A Cosmic Christmas (1977)

I stumbled upon this early Nelvana production and immediately knew we had to watch it. (I’m mostly familiar with Nelvana because they produced all the Care Bears material in the 80s, but they’re a prolific children’s media production company based in Canada.)

Apparently, when the young studio was trying to break into commercial animation, market research indicated a need for new Christmas television specials. Given a UFO sighting in Toronto and excitement for a then-upcoming movie about some wars in the stars, a sci-fi tinted holiday story must have seemed like just the ticket. And it worked! According to Wikipedia, the popularity and sale of this special put Nelvana on the map.

It's hard to imagine, now in the era of Peak TV, that long-ago time when networks were so starved for content that this quirky, hit-and-miss piece would cause a stir.

Our main character is Peter, a totally generic kid except for the fact that he has a pet goose. Why? We’ll get there.

Peter and Lucy the goose (I don’t think it’s a weird Narnia reference...?) are walking downtown, observing people annoyed by the holiday rush and getting hassled by teenagers, when he sees a light in the sky. In case you thought there would be any subtlety, it’s first seen in reflection overlapping with a nativity scene. No one believes him when he tries to point it out to others.

Later, Peter heads home through the snowy woods, goose in tow, when he comes upon the source of the light: a round, glowing UFO. From its mysterious opening come three tall aliens who bear a not-insignificant similarity to "wise men." Peter tries to ask a bunch of questions before realizing that’s probably silly, but the head alien tells him they have universal translators.

They’re on earth investigating its proximity to a “heavenly event” thousands of years prior, and Peter realizes they must be talking about the Star of Bethlehem. He gives them some super-quick Cliffs Notes about the history of Christmas and the aliens are eager to understand it for themselves.

Unfortunately, all the people that Peter and the aliens observe are being uncharitable, cranky, or otherwise negative. We find out that the teenagers from earlier are living by themselves in a shack with no heat or food, which will come up later. Break for a weird sequence in which the cartoonists goof around having the aliens' floating shape-shifting mascot play with the goose.

Peter finally brings the aliens home and his frightened parents and unflappable grandmother try to make their unusual guests welcome. At this point there’s another random musical sequence; in this one, the aliens create illusions based on the grandmother’s descriptions of how great Christmas used to be when everyone made their own decorations and spent hours cooking. Sure, Grandma, I’m sure it was a better time.

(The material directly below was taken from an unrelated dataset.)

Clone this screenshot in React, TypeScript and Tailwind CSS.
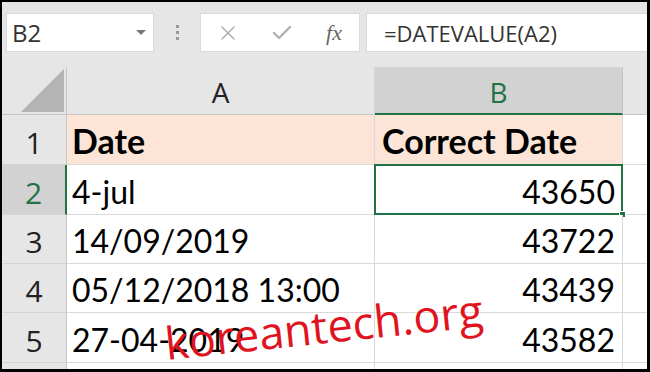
import { X, Check } from "lucide-react";

const cellFont = { fontFamily: "Lato, 'Liberation Sans', sans-serif" };
const uiFont = { fontFamily: "'Open Sans', 'Noto Sans', sans-serif" };

type Row = { n: number; a: string; b: string; h: string };

const rows: Row[] = [
  { n: 1, a: "Date", b: "Correct Date", h: "h-[50px]" },
  { n: 2, a: "4-jul", b: "43650", h: "h-[50px]" },
  { n: 3, a: "14/09/2019", b: "43722", h: "h-[49px]" },
  { n: 4, a: "05/12/2018 13:00", b: "43439", h: "h-[49px]" },
  { n: 5, a: "27-04-2019", b: "43582", h: "h-[50px]" },
];

function SheetRow({ r }: { r: Row }) {
  const head = r.n === 1;
  const sel = r.n === 2;
  return (
    <div className={`flex ${r.h}`}>
      <div
        className={`w-[65px] shrink-0 flex items-end justify-center pb-[6px] text-[30px] leading-none border-b border-[#d4d4d4] ${
          sel ? "bg-[#d2d2d2] text-[#217346] border-r-2 border-r-[#217346]" : "bg-[#e6e6e6] text-[#222] border-r border-r-[#c6c6c6]"
        }`}
        style={uiFont}
      >
        {r.n}
      </div>
      <div
        className={`w-[308px] shrink-0 flex items-end pl-[5px] pb-[6px] leading-none text-black border-b border-r border-[#d9d9d9] ${
          head ? "bg-[#fce4d6] font-bold text-[34px]" : "bg-white text-[32px]"
        }`}
        style={cellFont}
      >
        {r.a}
      </div>
      <div
        className={`relative w-[248px] shrink-0 flex items-end pb-[6px] leading-none text-black border-b border-r border-[#d9d9d9] ${
          head ? "bg-[#fce4d6] font-bold text-[34px] pl-[7px]" : "bg-white text-[32px] justify-end pr-[7px]"
        }`}
        style={cellFont}
      >
        {r.b}
        {sel && (
          <>
            <div className="absolute -left-px -top-px -right-px -bottom-px border-2 border-[#217346]" />
            <div className="absolute -right-[4px] -bottom-[4px] w-[7px] h-[7px] bg-[#217346] border border-white" />
          </>
        )}
      </div>
      <div className="flex-1 bg-white border-b border-[#d9d9d9]" />
    </div>
  );
}

export default function App() {
  return (
    <div className="w-[650px] h-[372px] bg-black pt-[2px] pl-[2px] pr-[3px] pb-[3px] overflow-hidden">
      <div className="relative w-full h-full bg-[#e6e6e6] overflow-hidden flex flex-col">
        {/* formula bar */}
        <div className="h-[65px] shrink-0 flex items-start pt-[11px] pl-[4px]">
          <div className="w-[148px] h-[39px] bg-white border border-[#dadada] flex items-center justify-between pl-[5px] pr-[7px]">
            <span className="text-[24px] text-[#333] leading-none" style={uiFont}>B2</span>
            <span className="w-0 h-0 border-l-[5px] border-r-[5px] border-t-[5px] border-l-transparent border-r-transparent border-t-[#777]" />
          </div>
          <div className="w-[46px] h-[39px] flex flex-col items-center justify-center gap-[3px]">
            <span className="w-[3px] h-[3px] bg-[#9a9a9a]" />
            <span className="w-[3px] h-[3px] bg-[#9a9a9a]" />
            <span className="w-[3px] h-[3px] bg-[#9a9a9a]" />
          </div>
          <div className="w-[160px] h-[39px] bg-white border border-[#dadada] flex items-center">
            <div className="w-[54px] flex justify-center">
              <X size={24} strokeWidth={1.5} className="text-[#b0b0b0]" />
            </div>
            <div className="w-[54px] flex justify-center">
              <Check size={24} strokeWidth={2.4} className="text-[#b0b0b0]" />
            </div>
            <div className="w-[50px] flex justify-center">
              <span className="text-[22px] italic text-[#666]" style={{ fontFamily: "'Liberation Serif', serif" }}>fx</span>
            </div>
          </div>
          <div className="ml-[6px] flex-1 h-[39px] bg-white border-y border-l border-[#dadada] flex items-center pl-[17px]">
            <span className="text-[22px] text-[#333] leading-none" style={uiFont}>=DATEVALUE(A2)</span>
          </div>
        </div>

        {/* column headers */}
        <div className="flex h-[48px] shrink-0">
          <div className="w-[65px] shrink-0 border-r border-b border-[#c6c6c6] flex items-end justify-end pr-[2px] pb-[2px]">
            <svg width="43" height="43" viewBox="0 0 43 43">
              <polygon points="43,0 43,43 0,43" fill="#b4b4b4" />
            </svg>
          </div>
          <div className="w-[308px] shrink-0 border-r border-b border-r-[#d4d4d4] border-b-[#c6c6c6] flex items-center justify-center pt-[2px] text-[28px] text-[#222] leading-none" style={uiFont}>
            A
          </div>
          <div className="w-[248px] shrink-0 bg-[#d2d2d2] border-r border-r-[#c6c6c6] border-b-2 border-b-[#217346] flex items-center justify-center pt-[3px] text-[28px] text-[#217346] leading-none" style={uiFont}>
            B
          </div>
          <div className="flex-1 border-b border-[#c6c6c6]" />
        </div>

        {rows.map((r) => (
          <SheetRow key={r.n} r={r} />
        ))}
        <div className="flex flex-1">
          <div className="w-[65px] shrink-0 bg-[#e6e6e6] border-r border-[#c6c6c6]" />
          <div className="w-[308px] shrink-0 bg-white border-r border-[#d9d9d9]" />
          <div className="w-[248px] shrink-0 bg-white border-r border-[#d9d9d9]" />
          <div className="flex-1 bg-white" />
        </div>

        {/* watermark */}
        <div
          className="absolute left-[163px] top-[318px] text-[45px] text-[#e0141e] leading-none whitespace-nowrap origin-left -rotate-[6deg]"
          style={uiFont}
        >
          koreantech.org
        </div>
      </div>
    </div>
  );
}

This is broken up by a commotion when the lead teenager, Marvin, steals Lucy the goose and everyone runs after him. In the woods, they pass back by the UFO, now surrounded by curious townspeople, including the incompetent mayor and chief of police. They all join the chase. Marvin tries to escape over a frozen pond, only to fall into the water. Peter goes out to try to rescue him, only to fall in himself. However, with the combined efforts of all the townspeople and the aliens (who comment that galactic control had better not be watching, as they were sworn not to interfere), the boys are rescued.

Upon being shamed by Grandma and the aliens into realizing that there are children with no food or family in their town, the townspeople come together to throw them a Christmas party and the mayor claims that no one in town will go hungry again. Because saying things makes them true. The aliens declare that they understand Christmas now, and after accepting an angel ornament as a gift, they take off, leaving an angel-shaped firework in their wake.

So... this was deeply weird. The animation on the aliens seems to be purposely off-putting: the motion is oddly jerky and the voices have a slight robotic filter. The voice acting is sometimes fine, sometimes mumbly and hard to understand. The writing flirts with cleverness, but just ends up being pretty obvious and uninspired. Why does Peter have a pet goose? So that it makes sense to try to steal it for food. Why is this town big enough to have a bustling downtown and no one notices teenagers living on the street but small enough that people live within walking distance in the middle of the woods with no other houses around? Why not? Why are there even aliens in this story? They don't have any actual impact that a couple of humans couldn't have had.

The combination of secular Christmas values (helping others, Dickensian charity) with Jesus presented as historical fact (“very special” but not necessarily supernatural) was an interesting wrinkle. I did like a running gag that the aliens introduced themselves by saying “Hello. How do you do. I am fine.” all in one go.

In the final analysis, this special is not good. But it is unique. And it's one to add to our very short list of science fiction Christmas specials.